Problem to work on
Copy every line of the data in which the word "React" occurs.
────────────────────
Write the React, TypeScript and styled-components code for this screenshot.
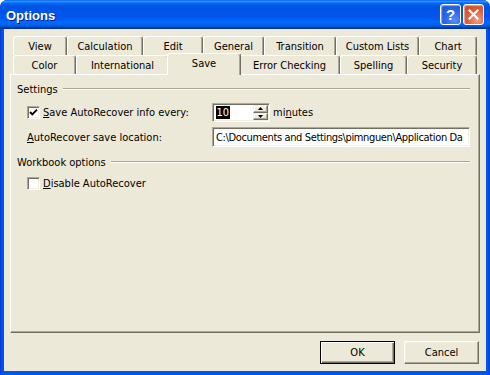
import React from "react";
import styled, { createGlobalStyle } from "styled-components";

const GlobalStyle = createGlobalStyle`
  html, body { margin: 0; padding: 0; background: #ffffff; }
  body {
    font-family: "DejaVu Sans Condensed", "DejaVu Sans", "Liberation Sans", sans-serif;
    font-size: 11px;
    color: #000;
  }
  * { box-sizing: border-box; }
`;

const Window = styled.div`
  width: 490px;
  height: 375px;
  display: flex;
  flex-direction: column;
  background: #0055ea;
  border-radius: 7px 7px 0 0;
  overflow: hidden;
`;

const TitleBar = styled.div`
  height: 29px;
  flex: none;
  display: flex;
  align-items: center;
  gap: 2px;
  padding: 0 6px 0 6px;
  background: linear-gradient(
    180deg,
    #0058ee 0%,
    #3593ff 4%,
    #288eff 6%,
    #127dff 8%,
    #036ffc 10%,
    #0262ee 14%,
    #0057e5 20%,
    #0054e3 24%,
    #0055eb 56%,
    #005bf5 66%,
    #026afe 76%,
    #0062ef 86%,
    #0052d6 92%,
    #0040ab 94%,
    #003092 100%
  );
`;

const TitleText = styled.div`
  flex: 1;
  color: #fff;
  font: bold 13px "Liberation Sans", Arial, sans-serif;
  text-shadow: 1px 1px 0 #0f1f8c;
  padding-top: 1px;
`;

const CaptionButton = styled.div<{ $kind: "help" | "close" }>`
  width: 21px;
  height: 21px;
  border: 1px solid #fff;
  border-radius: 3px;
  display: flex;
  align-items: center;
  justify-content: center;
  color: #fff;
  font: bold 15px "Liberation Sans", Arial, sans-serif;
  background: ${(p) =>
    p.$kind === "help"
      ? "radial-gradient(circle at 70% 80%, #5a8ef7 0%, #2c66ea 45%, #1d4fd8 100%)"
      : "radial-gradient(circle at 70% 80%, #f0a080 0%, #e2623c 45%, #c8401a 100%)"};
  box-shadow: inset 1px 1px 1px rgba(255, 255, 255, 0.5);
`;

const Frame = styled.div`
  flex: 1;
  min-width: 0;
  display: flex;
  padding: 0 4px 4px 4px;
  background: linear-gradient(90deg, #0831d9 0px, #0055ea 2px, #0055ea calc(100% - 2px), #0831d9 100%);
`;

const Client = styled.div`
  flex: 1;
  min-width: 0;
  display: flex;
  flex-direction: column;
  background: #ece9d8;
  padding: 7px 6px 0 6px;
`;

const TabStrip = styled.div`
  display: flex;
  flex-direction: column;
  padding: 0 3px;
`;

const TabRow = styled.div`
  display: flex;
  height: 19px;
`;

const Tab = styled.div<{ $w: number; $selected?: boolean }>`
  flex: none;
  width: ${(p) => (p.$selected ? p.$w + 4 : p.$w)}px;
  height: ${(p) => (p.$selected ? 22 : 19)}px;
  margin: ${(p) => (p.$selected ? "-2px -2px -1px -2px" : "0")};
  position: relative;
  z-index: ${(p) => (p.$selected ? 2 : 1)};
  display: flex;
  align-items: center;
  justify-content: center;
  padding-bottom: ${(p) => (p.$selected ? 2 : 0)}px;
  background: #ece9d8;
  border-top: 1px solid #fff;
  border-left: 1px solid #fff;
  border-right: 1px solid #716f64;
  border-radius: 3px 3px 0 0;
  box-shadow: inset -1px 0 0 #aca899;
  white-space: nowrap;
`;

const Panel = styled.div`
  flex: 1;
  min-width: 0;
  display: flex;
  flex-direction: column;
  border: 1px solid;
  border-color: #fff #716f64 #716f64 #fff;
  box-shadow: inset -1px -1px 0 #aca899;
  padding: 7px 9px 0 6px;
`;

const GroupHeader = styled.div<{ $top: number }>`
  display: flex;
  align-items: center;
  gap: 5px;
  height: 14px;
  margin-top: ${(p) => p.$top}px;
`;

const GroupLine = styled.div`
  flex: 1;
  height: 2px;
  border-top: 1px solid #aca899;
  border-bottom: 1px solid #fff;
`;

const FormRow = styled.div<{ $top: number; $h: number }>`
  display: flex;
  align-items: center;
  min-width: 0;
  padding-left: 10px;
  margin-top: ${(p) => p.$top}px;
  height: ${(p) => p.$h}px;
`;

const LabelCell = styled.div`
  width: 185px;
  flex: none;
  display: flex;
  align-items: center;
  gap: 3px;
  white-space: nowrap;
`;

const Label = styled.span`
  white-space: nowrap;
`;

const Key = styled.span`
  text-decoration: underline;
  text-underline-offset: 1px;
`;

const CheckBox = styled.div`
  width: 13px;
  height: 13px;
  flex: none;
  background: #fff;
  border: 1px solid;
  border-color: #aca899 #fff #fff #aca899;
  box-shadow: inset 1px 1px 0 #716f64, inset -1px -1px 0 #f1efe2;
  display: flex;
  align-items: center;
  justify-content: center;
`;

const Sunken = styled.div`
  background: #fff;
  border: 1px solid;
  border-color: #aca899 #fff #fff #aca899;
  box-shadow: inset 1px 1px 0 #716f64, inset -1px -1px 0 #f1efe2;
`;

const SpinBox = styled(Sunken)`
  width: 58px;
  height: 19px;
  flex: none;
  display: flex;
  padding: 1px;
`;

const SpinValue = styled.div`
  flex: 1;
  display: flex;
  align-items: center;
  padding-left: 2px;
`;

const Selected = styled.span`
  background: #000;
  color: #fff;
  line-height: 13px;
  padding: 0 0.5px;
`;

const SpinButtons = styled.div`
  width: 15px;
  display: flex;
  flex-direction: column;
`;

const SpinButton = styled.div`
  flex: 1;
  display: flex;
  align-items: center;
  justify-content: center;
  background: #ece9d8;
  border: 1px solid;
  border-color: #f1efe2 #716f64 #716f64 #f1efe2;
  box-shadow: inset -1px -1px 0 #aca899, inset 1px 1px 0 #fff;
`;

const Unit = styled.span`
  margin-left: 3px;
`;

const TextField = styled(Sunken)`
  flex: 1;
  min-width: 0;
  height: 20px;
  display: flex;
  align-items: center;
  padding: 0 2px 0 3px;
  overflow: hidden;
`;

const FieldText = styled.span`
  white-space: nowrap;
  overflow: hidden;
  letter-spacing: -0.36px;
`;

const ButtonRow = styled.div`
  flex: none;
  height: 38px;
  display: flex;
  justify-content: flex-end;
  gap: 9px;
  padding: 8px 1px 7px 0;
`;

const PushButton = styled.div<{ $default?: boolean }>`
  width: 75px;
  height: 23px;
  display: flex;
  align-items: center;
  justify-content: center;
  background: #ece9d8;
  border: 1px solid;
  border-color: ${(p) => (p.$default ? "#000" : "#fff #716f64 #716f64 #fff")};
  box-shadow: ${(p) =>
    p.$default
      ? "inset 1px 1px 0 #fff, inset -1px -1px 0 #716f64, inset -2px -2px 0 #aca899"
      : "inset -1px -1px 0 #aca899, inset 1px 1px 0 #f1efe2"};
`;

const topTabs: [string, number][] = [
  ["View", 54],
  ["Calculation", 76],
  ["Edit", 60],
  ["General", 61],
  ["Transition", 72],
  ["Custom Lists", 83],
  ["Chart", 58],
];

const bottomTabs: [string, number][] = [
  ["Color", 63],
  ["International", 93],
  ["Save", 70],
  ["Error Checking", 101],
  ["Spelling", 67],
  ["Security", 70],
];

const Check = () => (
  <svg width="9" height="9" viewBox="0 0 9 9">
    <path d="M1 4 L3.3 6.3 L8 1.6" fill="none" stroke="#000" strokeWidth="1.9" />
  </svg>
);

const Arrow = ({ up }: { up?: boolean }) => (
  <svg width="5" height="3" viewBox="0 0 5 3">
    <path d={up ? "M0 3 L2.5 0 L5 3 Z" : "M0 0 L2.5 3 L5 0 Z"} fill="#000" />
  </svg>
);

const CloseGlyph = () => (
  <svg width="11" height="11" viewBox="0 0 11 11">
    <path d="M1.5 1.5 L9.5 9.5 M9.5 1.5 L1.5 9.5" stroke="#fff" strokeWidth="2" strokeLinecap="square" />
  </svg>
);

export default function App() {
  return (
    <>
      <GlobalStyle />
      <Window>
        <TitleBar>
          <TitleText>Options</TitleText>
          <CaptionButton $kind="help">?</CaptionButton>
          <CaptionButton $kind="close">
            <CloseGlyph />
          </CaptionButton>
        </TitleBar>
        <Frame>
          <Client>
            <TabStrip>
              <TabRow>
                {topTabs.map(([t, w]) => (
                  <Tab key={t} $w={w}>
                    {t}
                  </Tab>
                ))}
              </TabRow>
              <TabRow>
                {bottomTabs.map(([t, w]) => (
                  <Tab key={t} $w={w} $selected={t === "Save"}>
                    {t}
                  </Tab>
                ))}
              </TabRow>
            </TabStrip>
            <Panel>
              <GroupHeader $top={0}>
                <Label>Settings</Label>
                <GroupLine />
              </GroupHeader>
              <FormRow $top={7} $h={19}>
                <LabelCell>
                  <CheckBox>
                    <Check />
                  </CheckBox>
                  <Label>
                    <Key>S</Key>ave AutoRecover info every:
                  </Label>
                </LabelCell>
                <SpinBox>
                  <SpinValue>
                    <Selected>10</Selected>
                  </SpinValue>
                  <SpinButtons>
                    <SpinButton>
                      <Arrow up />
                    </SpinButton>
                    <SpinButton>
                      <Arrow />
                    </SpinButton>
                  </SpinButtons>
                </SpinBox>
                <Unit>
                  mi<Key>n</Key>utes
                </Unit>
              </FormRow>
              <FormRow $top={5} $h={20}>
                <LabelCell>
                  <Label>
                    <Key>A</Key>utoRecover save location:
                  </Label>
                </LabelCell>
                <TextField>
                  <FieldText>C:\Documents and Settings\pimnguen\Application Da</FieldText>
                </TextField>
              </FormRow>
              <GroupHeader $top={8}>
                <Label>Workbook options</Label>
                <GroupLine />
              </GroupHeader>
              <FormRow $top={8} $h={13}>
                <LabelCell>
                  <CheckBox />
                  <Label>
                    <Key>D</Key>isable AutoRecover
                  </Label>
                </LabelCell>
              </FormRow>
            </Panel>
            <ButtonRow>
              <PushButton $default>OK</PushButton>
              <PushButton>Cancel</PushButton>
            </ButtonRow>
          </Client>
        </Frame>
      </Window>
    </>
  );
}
────────────────────
Result
Write the React, TypeScript and styled-components code for this screenshot.
import React from "react";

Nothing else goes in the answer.